お墓は、そこに眠られているご先祖さまと心を通じ合わせられる場所だと思います。そのご先祖さまが、心を通い合わせるためにお墓づくりをすることに対して、喜ばないはずはない。このようなお墓づくりの意義などをお伝えしていくのも、私たち石屋の役割だと思っています。

―最近の趣味などはありますか?

吉澤 時間があるときは、よく一人で古い石造物を見に行きます。それで家に帰ってから、撮ってきた写真を見返したり、インターネットでほかの石造物と見比べたりして。そういうことをしているのが好きですね。

―いつ頃からの趣味なんですか?

吉澤 40代になってからです。お墓の勉強会に参加し、奈良から京都にかけて、歴史的な石造物を見学しに行ったのがきっかけです。もともと、うちの先祖が建てた石造物を見て回るのが好きだったので、そういう素地は昔からあったと思います。最近は鎌倉に行くことが多くて、800年くらい前にできたものを見ていると、なんだかロマンを感じます。
それで、自分がつくっているお墓のことも考えてみたりして。

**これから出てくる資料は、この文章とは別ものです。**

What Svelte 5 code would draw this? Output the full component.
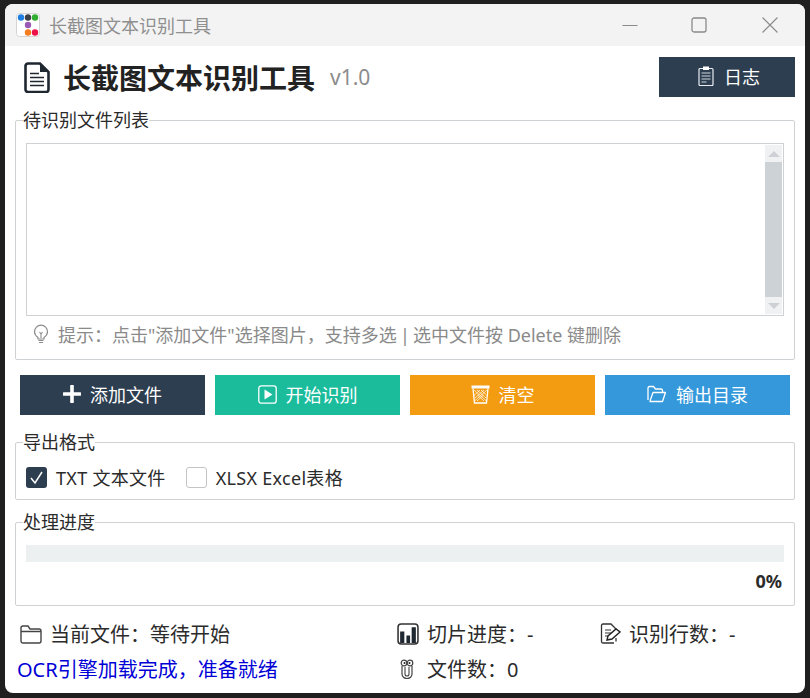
<script>
    let exportTxt = true
    let exportXlsx = false
    let progress = 0

    const buttons = [
        { label: '添加文件', cls: 'navy', icon: 'plus' },
        { label: '开始识别', cls: 'green', icon: 'play' },
        { label: '清空', cls: 'orange', icon: 'trash' },
        { label: '输出目录', cls: 'blue', icon: 'folder' }
    ]
</script>

<div class="desktop">
    <div class="window">
        <div class="titlebar">
            <svg class="appicon" width="24" height="24" viewBox="0 0 24 24">
                <rect x="0.5" y="0.5" width="23" height="23" rx="3" fill="#fff" stroke="#d4d4d4"/>
                <circle cx="5" cy="4.500" r="3.200" fill="#1f7fe0"/>
                <circle cx="12" cy="4.500" r="3.200" fill="#3c3f44"/>
                <circle cx="19" cy="4.500" r="3.200" fill="#2fae2f"/>
                <circle cx="12" cy="12" r="3.200" fill="#9b59b6"/>
                <circle cx="12" cy="19.500" r="3.200" fill="#f57c1f"/>
                <circle cx="19" cy="19.500" r="3.200" fill="#ee1048"/>
            </svg>
            <span class="apptitle">长截图文本识别工具</span>
            <div class="controls">
                <svg class="min" width="16" height="16" viewBox="0 0 16 16"><path d="M0.5 8.5h15" stroke="#8a8a8a" fill="none"/></svg>
                <svg width="16" height="16" viewBox="0 0 16 16"><rect x="1" y="1" width="14" height="14" rx="2" stroke="#8a8a8a" stroke-width="1.3" fill="none"/></svg>
                <svg width="16" height="16" viewBox="0 0 16 16"><path d="M0.5 0.5l15 15M15.5 0.5l-15 15" stroke="#8a8a8a" stroke-width="1.1" fill="none"/></svg>
            </div>
        </div>

        <div class="content">
            <div class="header">
                <svg class="docicon" width="26" height="31" viewBox="0 0 26 31">
                    <path d="M4 1.500h12l8.500 8.500v17.500a2.500 2.500 0 0 1-2.500 2.500H4a2.500 2.500 0 0 1-2.500-2.500V4A2.500 2.500 0 0 1 4 1.500z" fill="#fff" stroke="#1f2730" stroke-width="2.600"/>
                    <path d="M16 1.500v8.500h8.500z" fill="#1f2730"/>
                    <path d="M6 11.500h9M6 15.500h14M6 19.500h14M6 23.500h14" stroke="#1f2730" stroke-width="1.300"/>
                </svg>
                <h1>长截图文本识别工具</h1>
                <span class="version">v1.0</span>
                <button class="logbtn">
                    <svg width="16" height="20" viewBox="0 0 16 20">
                        <rect x="1" y="2.500" width="14" height="17" rx="1" fill="none" stroke="#e8edf2" stroke-width="1.200"/>
                        <rect x="5" y="0.500" width="6" height="3.500" fill="#fff"/>
                        <path d="M3.500 7h9M3.500 10h9M3.500 13h9M3.500 16h5" stroke="#cfd6dc" stroke-width="1.100"/>
                    </svg>
                    日志
                </button>
            </div>

            <fieldset class="listgroup">
                <legend>待识别文件列表</legend>
                <div class="listbox">
                    <div class="scrollbar">
                        <div class="arrow"><i class="up"></i></div>
                        <div class="thumb"></div>
                        <div class="arrow"><i class="down"></i></div>
                    </div>
                </div>
                <div class="hint">
                    <svg width="16" height="20" viewBox="0 0 16 20">
                        <path d="M5 13.500C3 12 1.500 10.200 1.500 7.700a6.500 6.500 0 0 1 13 0c0 2.500-1.500 4.300-3.500 5.800v1.500H5z" fill="none" stroke="#8c8c8c" stroke-width="1.200"/>
                        <path d="M5.500 16.500h5M6 18.500h4M6.500 8l1.500 2 1.500-2M8 10v4" stroke="#8c8c8c" stroke-width="1.100" fill="none"/>
                    </svg>
                    <span>提示：点击"添加文件"选择图片，支持多选 <span class="sep">|</span> 选中文件按 Delete 键删除</span>
                </div>
            </fieldset>

            <div class="actions">
                {#each buttons as b}
                    <button class="action {b.cls}">
                        {#if b.icon === 'plus'}
                            <svg width="18" height="18" viewBox="0 0 18 18"><path d="M9 1v16M1 9h16" stroke="#fff" stroke-width="3.600" stroke-linecap="round"/></svg>
                        {:else if b.icon === 'play'}
                            <svg width="19" height="19" viewBox="0 0 19 19"><rect x="0.800" y="0.800" width="17.400" height="17.400" rx="2.500" fill="none" stroke="#fff" stroke-width="1.300"/><path d="M6.500 4.500l8 5-8 5z" fill="#fff"/></svg>
                        {:else if b.icon === 'trash'}
                            <svg width="19" height="20" viewBox="0 0 19 20"><path d="M0.500 1.500h18v3H0.500z" fill="#fff"/><path d="M2 4.500l1.500 14.500h12L17 4.500" fill="none" stroke="#fff" stroke-width="1.300"/><path d="M3 6l12.500 11M6 6l9 8M10 6l5.500 5M16 6L3.500 17M13 6l-9 8M9 6L3 11.500M6 17l6.500-6M13 17L6.500 11" stroke="#fff" stroke-width="0.700"/></svg>
                        {:else}
                            <svg width="20" height="18" viewBox="0 0 20 18"><path d="M2.500 16.500h13l3-9H6L3 16M1 15V3a1.500 1.500 0 0 1 1.500-1.500h4l2 2.500H14a1.500 1.500 0 0 1 1.500 1.500V7.500" fill="none" stroke="#fff" stroke-width="1.300" stroke-linejoin="round"/></svg>
                        {/if}
                        {b.label}
                    </button>
                {/each}
            </div>

            <fieldset class="formatgroup">
                <legend>导出格式</legend>
                <label class="check">
                    <input type="checkbox" bind:checked={exportTxt}>
                    <span class="box">
                        {#if exportTxt}
                            <svg width="21" height="21" viewBox="0 0 21 21"><path d="M5 11l4 5 7-11" stroke="#fff" stroke-width="1.500" fill="none"/></svg>
                        {/if}
                    </span>
                    TXT 文本文件
                </label>
                <label class="check">
                    <input type="checkbox" bind:checked={exportXlsx}>
                    <span class="box">
                        {#if exportXlsx}
                            <svg width="21" height="21" viewBox="0 0 21 21"><path d="M5 11l4 5 7-11" stroke="#fff" stroke-width="1.500" fill="none"/></svg>
                        {/if}
                    </span>
                    XLSX Excel表格
                </label>
            </fieldset>

            <fieldset class="progressgroup">
                <legend>处理进度</legend>
                <div class="track"><div class="fill" style="width: {progress}%"></div></div>
                <div class="percent">{progress}%</div>
            </fieldset>

            <div class="status">
                <div class="stat">
                    <svg width="22" height="20" viewBox="0 0 22 20"><path d="M1 4a2 2 0 0 1 2-2h5l2 3h9a2 2 0 0 1 2 2v10a2 2 0 0 1-2 2H3a2 2 0 0 1-2-2zM1 7.500h20" fill="none" stroke="#444" stroke-width="1.400"/></svg>
                    当前文件：等待开始
                </div>
                <div class="stat">
                    <svg width="22" height="22" viewBox="0 0 21 21"><rect x="1" y="1" width="19" height="19" rx="3" fill="none" stroke="#333" stroke-width="1.500"/><path d="M3 19V8h4v11zM9 19V12h3.500v7zM14 19V4h4v15z" fill="#1f2730"/></svg>
                    切片进度：-
                </div>
                <div class="stat">
                    <svg width="21" height="21" viewBox="0 0 21 21"><path d="M14 20H3a1.500 1.500 0 0 1-1.500-1.500V2.500A1.500 1.500 0 0 1 3 1h8l5 5v3M16 15v3.500" fill="none" stroke="#333" stroke-width="1.300"/><path d="M5 7h6M5 10h6M5 13h3" stroke="#333"/><path d="M7 17l1-4 8-7 4 3-8 7z" fill="#fff" stroke="#222" stroke-width="1.400"/></svg>
                    识别行数：-
                </div>
                <div class="message">OCR引擎加载完成，准备就绪</div>
                <div class="stat">
                    <svg class="clip" width="16" height="21" viewBox="0 0 16 21">
                        <path d="M3 8v8a5 4.500 0 0 0 10 0V8" fill="none" stroke="#444" stroke-width="1.200"/>
                        <path d="M6 9v7a2 2 0 0 0 4 0V9" fill="none" stroke="#444" stroke-width="1.100"/>
                        <circle cx="5" cy="5" r="2.800" fill="#fff" stroke="#444" stroke-width="1.200"/>
                        <circle cx="11" cy="5" r="2.800" fill="#fff" stroke="#444" stroke-width="1.200"/>
                        <circle cx="5.500" cy="5" r="1" fill="#222"/>
                        <circle cx="10.500" cy="5" r="1" fill="#222"/>
                    </svg>
                    文件数：0
                </div>
            </div>
        </div>
    </div>
</div>

<style>
    :global(body){
        margin: 0;
        background: #1f1f1f;
    }
    .desktop{
        width: 810px;
        height: 698px;
        box-sizing: border-box;
        padding: 4px 5px 5px;
        background: #1f1f1f;
        font-family: "Noto Sans", "Noto Sans CJK SC", sans-serif;
        font-size: 18px;
        color: #2b2b2b;
        overflow: hidden;
    }
    .window{
        height: 100%;
        background: #fff;
        border-radius: 8px;
        overflow: hidden;
        display: flex;
        flex-direction: column;
    }
    .titlebar{
        height: 42px;
        flex: none;
        background: #f3f3f3;
        display: flex;
        align-items: center;
        padding-left: 11px;
        gap: 9px;
    }
    .appicon{
        margin-top: -1px;
    }
    .apptitle{
        font-size: 18px;
        color: #8f8f8f;
    }
    .controls{
        margin-left: auto;
        display: flex;
        align-items: center;
        gap: 55px;
        padding-right: 27px;
    }
    .min{
        margin-right: -2px;
    }
    .content{
        flex: 1;
        padding: 11px 10px 0;
        display: flex;
        flex-direction: column;
    }
    .header{
        height: 40px;
        display: flex;
        align-items: center;
        padding-left: 9px;
    }
    .docicon{
        margin-right: 13px;
    }
    h1{
        margin: 2px 0 0;
        font-size: 28px;
        font-weight: 700;
        color: #222;
        line-height: 40px;
    }
    .version{
        font-size: 21px;
        color: #8c8c8c;
        margin-left: 15px;
    }
    button{
        border: none;
        color: #fff;
        font: inherit;
        padding: 0 0 2px;
        display: flex;
        align-items: center;
        justify-content: center;
        gap: 9px;
    }
    .logbtn{
        margin-left: auto;
        width: 136px;
        height: 40px;
        background: #2c3e50;
        gap: 10px;
        padding-left: 4px;
    }
    fieldset{
        margin: 0;
        padding: 0;
        border: 1px solid #cfd2d4;
        border-radius: 2px;
        box-sizing: border-box;
        min-width: 0;
    }
    legend{
        margin-left: -3px;
        padding: 0;
        font-size: 18px;
        line-height: 24px;
        color: #2b2b2b;
    }
    .listgroup{
        height: 252px;
        margin-top: 11px;
        padding: 11px 10px 0;
    }
    .listbox{
        height: 173px;
        box-sizing: border-box;
        border: 1px solid #cfd2d4;
        display: flex;
        justify-content: flex-end;
        padding: 1px;
    }
    .scrollbar{
        width: 17px;
        display: flex;
        flex-direction: column;
        background: #f0f1f2;
    }
    .arrow{
        height: 17px;
        flex: none;
        display: flex;
        align-items: center;
        justify-content: center;
    }
    .arrow i{
        width: 0;
        height: 0;
        border-left: 6px solid transparent;
        border-right: 6px solid transparent;
    }
    .arrow .up{
        border-bottom: 6px solid #cdd1d6;
    }
    .arrow .down{
        border-top: 6px solid #cdd1d6;
    }
    .thumb{
        flex: 1;
        background: #cdd2d7;
    }
    .hint{
        height: 39px;
        box-sizing: border-box;
        padding: 0 0 3px 7px;
        display: flex;
        align-items: center;
        gap: 9px;
        color: #8a8a8a;
        font-size: 18px;
    }
    .sep{
        margin: 0 -1.5px;
    }
    .actions{
        display: flex;
        gap: 10px;
        padding: 0 5px;
        margin-top: 15px;
    }
    .action{
        width: 185px;
        height: 40px;
    }
    .navy{
        background: #2c3e50;
    }
    .green{
        background: #1abc9c;
    }
    .orange{
        background: #f39c12;
    }
    .blue{
        background: #3498db;
    }
    .formatgroup{
        height: 70px;
        margin-top: 15px;
        padding: 0 10px 4px;
        display: flex;
        align-items: center;
        gap: 20px;
    }
    .check{
        display: flex;
        align-items: center;
        gap: 9px;
        height: 46px;
        letter-spacing: 0.3px;
    }
    .check input{
        position: absolute;
        opacity: 0;
    }
    .box{
        width: 21px;
        height: 21px;
        box-sizing: border-box;
        border: 1px solid #c4c4c4;
        border-radius: 3px;
        background: #fff;
        display: block;
        position: relative;
    }
    .box svg{
        position: absolute;
        left: -1px;
        top: -1px;
        background: #2c3e50;
        border-radius: 3px;
    }
    .progressgroup{
        height: 96px;
        margin-top: 10px;
        padding: 11px 10px 0;
    }
    .track{
        height: 17px;
        background: #ecf0f1;
    }
    .fill{
        height: 100%;
        background: #1abc9c;
    }
    .percent{
        text-align: right;
        font-weight: 700;
        color: #2b2b2b;
        line-height: 24px;
        margin-top: 7px;
        padding-right: 2px;
    }
    .status{
        display: grid;
        grid-template-columns: 377px 203px 1fr;
        grid-template-rows: 35px 35px;
        align-items: center;
        padding-left: 5px;
        margin-top: 10px;
        font-size: 20px;
    }
    .stat{
        display: flex;
        align-items: center;
        gap: 8px;
    }
    .clip{
        margin-left: 2px;
        margin-right: 4px;
    }
    .message{
        color: #0000d6;
        margin-left: -3px;
    }
</style>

お墓も100年や200年で朽ちるものではないですからね。長く残っていくものをつくっているからこそ、「きちんとした仕事をしていきたい」という想いにも繋がっているんです。

―最後に今後の目標を聞かせてください。

吉澤 お客様の満足を追い求めていくことはもちろん、できれば最終的に「吉澤石材店で建ててよかった」と思っていただけるようなお墓づくりを行なっていきたいです。
とにかく仕事をする上では絶対に手を抜きたくありません。お墓は自分が亡くなった後も残っていくものですから、心から満足できるものをつくっていきたい。もちろん第一にはお客様のためですが、石屋として出来る精一杯の仕事を、これからもずっと続けていきたいと思っています。

 

有限会社 吉澤石材店

有限会社吉澤石材店による叩き仕上げの五輪塔建立例(岡山県産「犬島石」で制作)所在地:神奈川県川崎市多摩区登戸3511
TEL: 044-911-2552 /FAX:044-911-4911
https://yoshizawasekizai.com/

いしマガ取材メモ

およそ230年にもわたって代々続く有限会社吉澤石材店。東京都府中市にある大國魂神社や、神奈川県藤沢市の江島神社などの灯籠には、2代目である伊勢屋藤三郎さんの銘が残っています。
そんな老舗を受け継いだ8代目の吉澤さんは、非常に勉強熱心なタイプ。最近では重要文化財に指定されている石造物などを見学し、石屋としての目を養っているほか、地震によって被害を受けたお墓の視察にも参加し、どのような状態で倒れているか、接着剤の剥がれ具合はどうかなど、実際の状況を見て回ることで、墓石施工への学びを深めています。
取材時にも言葉の端々から高いプロ意識が感じられ、このことも長年にわたって支持され続けている同社ならではの伝統だといえるでしょう。